14 de diciembre de 2024

Festival de Sevilla 2019: Crónica 5

Jornada decepcionante en Sevilla.

Pocas películas de tan rabiosa actualidad como Dios existe, su nombre es Petrunya se van a ver en esta edición del festival. El quinto largometraje de Teona Strugar Mitevska se sitúa en un pequeño pueblo de Macedonia, donde una mujer de 32 años “interrumpe” una tradición local en la que un sacerdote lanza una cruz al agua que un grupo de hombres ha de buscar. El afortunado que la encuentre tendrá un año de buena suerte, pero es la joven protagonista, Petrunya, quien llega por casualidad al lugar del evento y acaba tirándose al agua para coger la cruz. Esta circunstancia pondrá a la joven en del punto de mira de la policía, de los miembros de la Iglesia y de los fanáticos que esa mañana compitieron por hacerse con la cruz, todos ellos defensores de las normas no escritas de la religión, que impide que una mujer se haga con el premio. El dibujo de los innumerables villanos de la película está realizado con brocha gorda y por momentos de forma bastante ridícula, pero a pesar de ello la cineasta macedonia logra calar con un discurso feminista que arremete prácticamente contra todos los poderes dirigidos por el patriarcado ―el policial, el judicial, el eclesiástico― y contra la hipocresía de la sociedad de su país, lo que podríamos extrapolar fácilmente a la de cualquier otro lugar. Las formas dejan mucho que desear, pero se salva del desastre con un extraño desparpajo.

Little Joe

Jessica Hausner construye su Little Joe a partir de múltiples elementos de verdadero interés, en una propuesta que se acerca al fantástico de un modo que remite al primer Cronenberg y a La invasión de los ladrones de cuerpos. Alice es una madre soltera que trabaja como científica en el campo de la botánica y se encuentra en pleno desarrollo de una planta cuyo aroma contagiará a sus consumidores de algo parecido a la felicidad. Sin embargo, la planta, al igual que el ser humano, su manipulador genético, tendrá inesperadas propiedades y capacidad para poseer a las personas y garantizar así su propia supervivencia. Al atractivo argumento se le añade una puesta en escena fría y una límpida estética, con resultados fascinantes en su vertiente más superficial, pero realmente pobre en cuanto se aprecia una dinámica repetitiva y con un alcance muy reducido.
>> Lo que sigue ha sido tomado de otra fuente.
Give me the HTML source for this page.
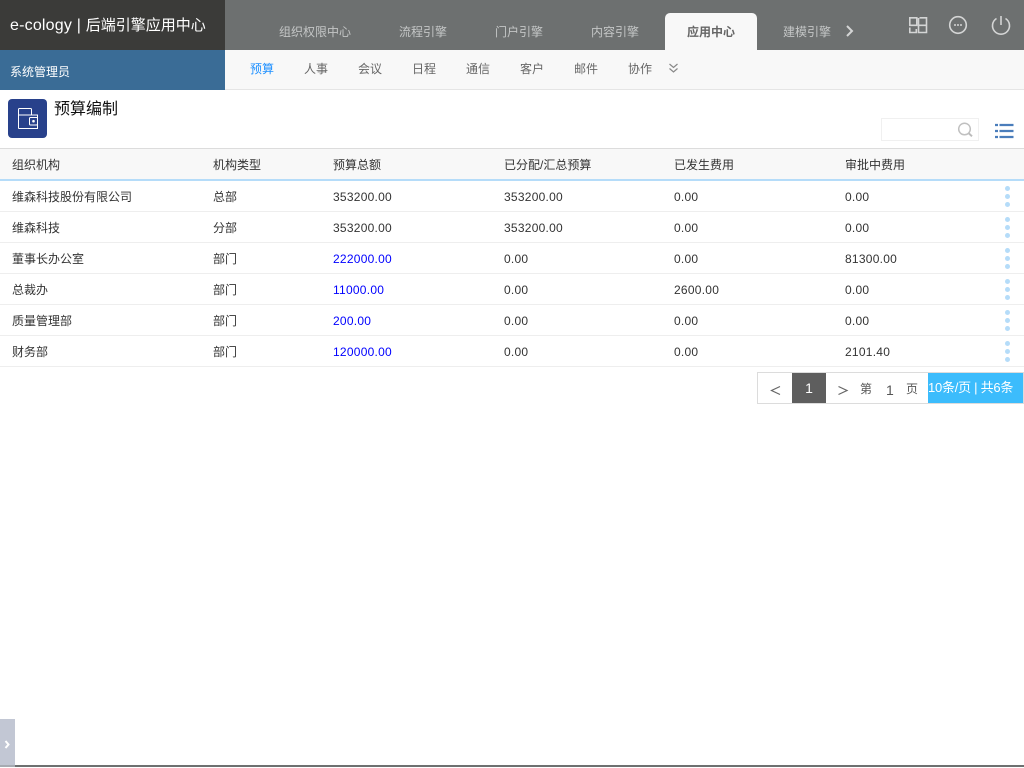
<!DOCTYPE html>
<html lang="zh-CN"><head><meta charset="utf-8"><title>预算编制</title>
<style>
html,body{margin:0;padding:0;background:#fff;}
body{width:1024px;height:768px;position:relative;overflow:hidden;font-family:"Liberation Sans","Noto Sans CJK SC",sans-serif;font-size:12px;color:#333;}
.a{position:absolute;white-space:nowrap;line-height:16px;}
.t{color:#c4c6c6;top:24px;}
.n{color:#666;top:61px;}
.h{color:#333;top:157px;}
.b{color:#0000ff;}
.m{letter-spacing:.25px;}
.line{position:absolute;left:0;width:1024px;height:1px;background:#eee;}
.dots{position:absolute;left:1005px;width:5px;}
.dots i{display:block;width:5px;height:5px;border-radius:50%;background:#b5dcf9;margin-bottom:3px;}
</style></head><body>
<div class="a" style="left:0;top:0;width:1024px;height:50px;background:#6d7070"></div>
<div class="a" style="left:0;top:0;width:225px;height:50px;background:#3b3b39"></div>
<div class="a" style="left:10px;top:16px;color:#fff;font-size:15px;line-height:20px"><span style="font-size:16px;letter-spacing:.2px">e-cology | </span>后端引擎应用中心</div>
<div class="a" style="left:0;top:50px;width:225px;height:40px;background:#3a6c96"></div>
<div class="a" style="left:10px;top:64px;color:#fff">系统管理员</div>
<div class="a" style="left:225px;top:50px;width:799px;height:39px;background:#f8f8f8"></div>
<div class="a" style="left:225px;top:89px;width:799px;height:1px;background:#e5e5e5"></div>
<div class="a t" style="left:279px">组织权限中心</div>
<div class="a t" style="left:399px">流程引擎</div>
<div class="a t" style="left:495px">门户引擎</div>
<div class="a t" style="left:591px">内容引擎</div>
<div class="a" style="left:665px;top:13px;width:92px;height:37px;background:#f8f8f8;border-radius:5px 5px 0 0"></div>
<div class="a" style="left:687px;top:24px;color:#666;font-weight:bold">应用中心</div>
<div class="a t" style="left:783px">建模引擎</div>
<svg class="a" style="left:0;top:0" width="1024" height="768" fill="none">
<path d="M847 26l5 5-5 5" stroke="#d4d5d5" stroke-width="2"/>
<g stroke="#d4d5d5" stroke-width="1.600">
<path d="M909.800 17.800h7v7.500h-7zM919.500 17.800h7v7.500h-7.500M918.500 18v14.500h8v-7M909.800 27.500v5h6.500v-3.500"/>
<circle cx="958" cy="25" r="8.300"/>
<path d="M1001 16v9"/><path d="M996.500 18.500a8.500 8.500 0 1 0 9 0"/>
</g>
<g fill="#d4d5d5"><circle cx="955" cy="25" r="1"/><circle cx="958" cy="25" r="1"/><circle cx="961" cy="25" r="1"/></g>
<path d="M669.500 64l4 3.500 4-3.500M669.500 68.500l4 3.500 4-3.500" stroke="#888" stroke-width="1.200"/>
<rect x="8" y="99" width="39" height="39" rx="4" fill="#28418b"/>
<g stroke="#fff" stroke-width="1"><path d="M18.500 128.500v-19a1 1 0 0 1 1-1h11a1 1 0 0 1 1 1v5.500"/><path d="M18.500 115h19v13.500h-19"/><rect x="29.500" y="117.500" width="8" height="7.500" rx="1" fill="#28418b"/></g><circle cx="33.500" cy="121.200" r="1.300" fill="#fff"/>
<rect x="881.500" y="118.500" width="97" height="22" stroke="#f0f0f0"/>
<circle cx="964.500" cy="129" r="5.800" stroke="#c0c0c0" stroke-width="1.500"/><path d="M968.800 133.300l3.200 3" stroke="#bbb" stroke-width="2"/>
<path d="M995 125h3M999.500 125h14M995 131h3M999.500 131h14M995 137h3M999.500 137h14" stroke="#4a7dbb" stroke-width="2.300"/>
<path d="M780 386.500l-8.500 4 8.500 4M838.500 386.500l8.500 4-8.500 4" stroke="#666" stroke-width="1.200"/>
</svg>
<div class="a n" style="left:250px;color:#1e90ff">预算</div>
<div class="a n" style="left:304px">人事</div>
<div class="a n" style="left:358px">会议</div>
<div class="a n" style="left:412px">日程</div>
<div class="a n" style="left:466px">通信</div>
<div class="a n" style="left:520px">客户</div>
<div class="a n" style="left:574px">邮件</div>
<div class="a n" style="left:628px">协作</div>
<div class="a" style="left:54px;top:100px;color:#111;font-size:16px;line-height:20px">预算编制</div>
<div class="a" style="left:0;top:148px;width:1024px;height:32px;background:#f8f8f8"></div>
<div class="a" style="left:0;top:148px;width:1024px;height:1px;background:#dcdcdc"></div>
<div class="a" style="left:0;top:179px;width:1024px;height:2px;background:#b5dcf9"></div>
<div class="a h" style="left:12px">组织机构</div>
<div class="a h" style="left:213px">机构类型</div>
<div class="a h" style="left:333px">预算总额</div>
<div class="a h" style="left:504px">已分配/汇总预算</div>
<div class="a h" style="left:674px">已发生费用</div>
<div class="a h" style="left:845px">审批中费用</div>

<div class="a" style="left:12px;top:189px">维森科技股份有限公司</div><div class="a" style="left:213px;top:189px">总部</div><div class="a m" style="left:333px;top:189px">353200.00</div><div class="a m" style="left:504px;top:189px">353200.00</div><div class="a m" style="left:674px;top:189px">0.00</div><div class="a m" style="left:845px;top:189px">0.00</div>
<div class="dots" style="top:186px"><i></i><i></i><i></i></div><div class="line" style="top:211px"></div>

<div class="a" style="left:12px;top:220px">维森科技</div><div class="a" style="left:213px;top:220px">分部</div><div class="a m" style="left:333px;top:220px">353200.00</div><div class="a m" style="left:504px;top:220px">353200.00</div><div class="a m" style="left:674px;top:220px">0.00</div><div class="a m" style="left:845px;top:220px">0.00</div>
<div class="dots" style="top:217px"><i></i><i></i><i></i></div><div class="line" style="top:242px"></div>

<div class="a" style="left:12px;top:251px">董事长办公室</div><div class="a" style="left:213px;top:251px">部门</div><div class="a m b" style="left:333px;top:251px">222000.00</div><div class="a m" style="left:504px;top:251px">0.00</div><div class="a m" style="left:674px;top:251px">0.00</div><div class="a m" style="left:845px;top:251px">81300.00</div>
<div class="dots" style="top:248px"><i></i><i></i><i></i></div><div class="line" style="top:273px"></div>

<div class="a" style="left:12px;top:282px">总裁办</div><div class="a" style="left:213px;top:282px">部门</div><div class="a m b" style="left:333px;top:282px">11000.00</div><div class="a m" style="left:504px;top:282px">0.00</div><div class="a m" style="left:674px;top:282px">2600.00</div><div class="a m" style="left:845px;top:282px">0.00</div>
<div class="dots" style="top:279px"><i></i><i></i><i></i></div><div class="line" style="top:304px"></div>

<div class="a" style="left:12px;top:313px">质量管理部</div><div class="a" style="left:213px;top:313px">部门</div><div class="a m b" style="left:333px;top:313px">200.00</div><div class="a m" style="left:504px;top:313px">0.00</div><div class="a m" style="left:674px;top:313px">0.00</div><div class="a m" style="left:845px;top:313px">0.00</div>
<div class="dots" style="top:310px"><i></i><i></i><i></i></div><div class="line" style="top:335px"></div>

<div class="a" style="left:12px;top:344px">财务部</div><div class="a" style="left:213px;top:344px">部门</div><div class="a m b" style="left:333px;top:344px">120000.00</div><div class="a m" style="left:504px;top:344px">0.00</div><div class="a m" style="left:674px;top:344px">0.00</div><div class="a m" style="left:845px;top:344px">2101.40</div>
<div class="dots" style="top:341px"><i></i><i></i><i></i></div><div class="line" style="top:366px"></div>

<div class="a" style="left:757px;top:372px;width:265px;height:30px;border:1px solid #dcdcdc"></div>
<div class="a" style="left:792px;top:373px;width:34px;height:30px;background:#5e5e5e;color:#fff;text-align:center;line-height:30px;font-size:14px">1</div>
<div class="a" style="left:860px;top:381px;color:#555">第</div>
<div class="a" style="left:886px;top:382px;color:#555;font-size:14px">1</div>
<div class="a" style="left:906px;top:381px;color:#555">页</div>
<div class="a" style="left:928px;top:373px;width:95px;height:30px;background:#3cbcfc;color:#fff;line-height:30px;font-size:13px;letter-spacing:-.25px">10条/页 | 共6条</div>

<div class="a" style="left:0;top:719px;width:15px;height:46px;background:#c2c7d4"></div>
<svg class="a" style="left:0;top:719px" width="15" height="46" fill="none"><path d="M5.500 22l3 3.500-3 3.500" stroke="#fff" stroke-width="2"/></svg>
<div class="a" style="left:0;top:765px;width:1024px;height:2px;background:#6d7070"></div>
<div class="a" style="left:0;top:765px;width:15px;height:2px;background:#a6abb2"></div>
</body></html>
El significado de las imágenes se revela insignificante cuando la música y el sonido tienen que dirigir cada plano y cada escena hasta su conclusión, como una buscada ambigüedad que no tiene sentido en una narración que explica a sí misma con tan poca gracia como el peor cine de género; y su discurso en torno a la anulación del individuo y a la pérdida de los sentimientos en nuestra sociedad, especialmente en un entorno donde los vínculos humanos son sustituidos por otros a priori secundarios ―es el caso de los profesionales―, se ve lastrado por una decepcionante conclusión y por recordarnos continuamente que Yorgos Lanthimos existe.

Psykosia

Cuesta comprender la pertinencia de una sección como Revoluciones Permanentes en el marco de este festival. Recordemos que fue en la pasada edición cuando se presentó como reemplazo de Resistencias, en una supuesta mejora de la muestra, que pasaba de reunir las voces más arriesgadas del cine español a crear un espacio compartido entre éstas y otras equivalentes del resto de Europa. Sin embargo, la carta de presentación no pudo haber sido peor, pues la selección de películas se percibió como una recopilación de los descartes de Nuevas Olas ―y no precisamente por mostrar un elevado riesgo artístico―. Psykosia representa a las mil maravillas lo que fue la primera edición de Revoluciones Permanentes, y esperamos que solo sea un borrón dentro de la sección, aunque de momento la historia se está repitiendo. Marie Grahtø ha dado vida ―o lo ha intentado― a una película que en todo momento se siente impostada, deudora de cada uno de sus planos, giros y subtextos, en la que sobrevuela más que ninguna otra la figura de Ingmar Bergman. Pero el pastiche es demasiado barato: las imágenes valen poco o nada por sí mismas y la narración hace aguas en todos sus frentes, sobre todo en un tercio final donde se confunde inequívocamente lo ridículo con lo sublime. Psykosia se niega a sí misma ―a lo poco que no se había hundido del todo― con un giro digno del peor Oriol Paulo.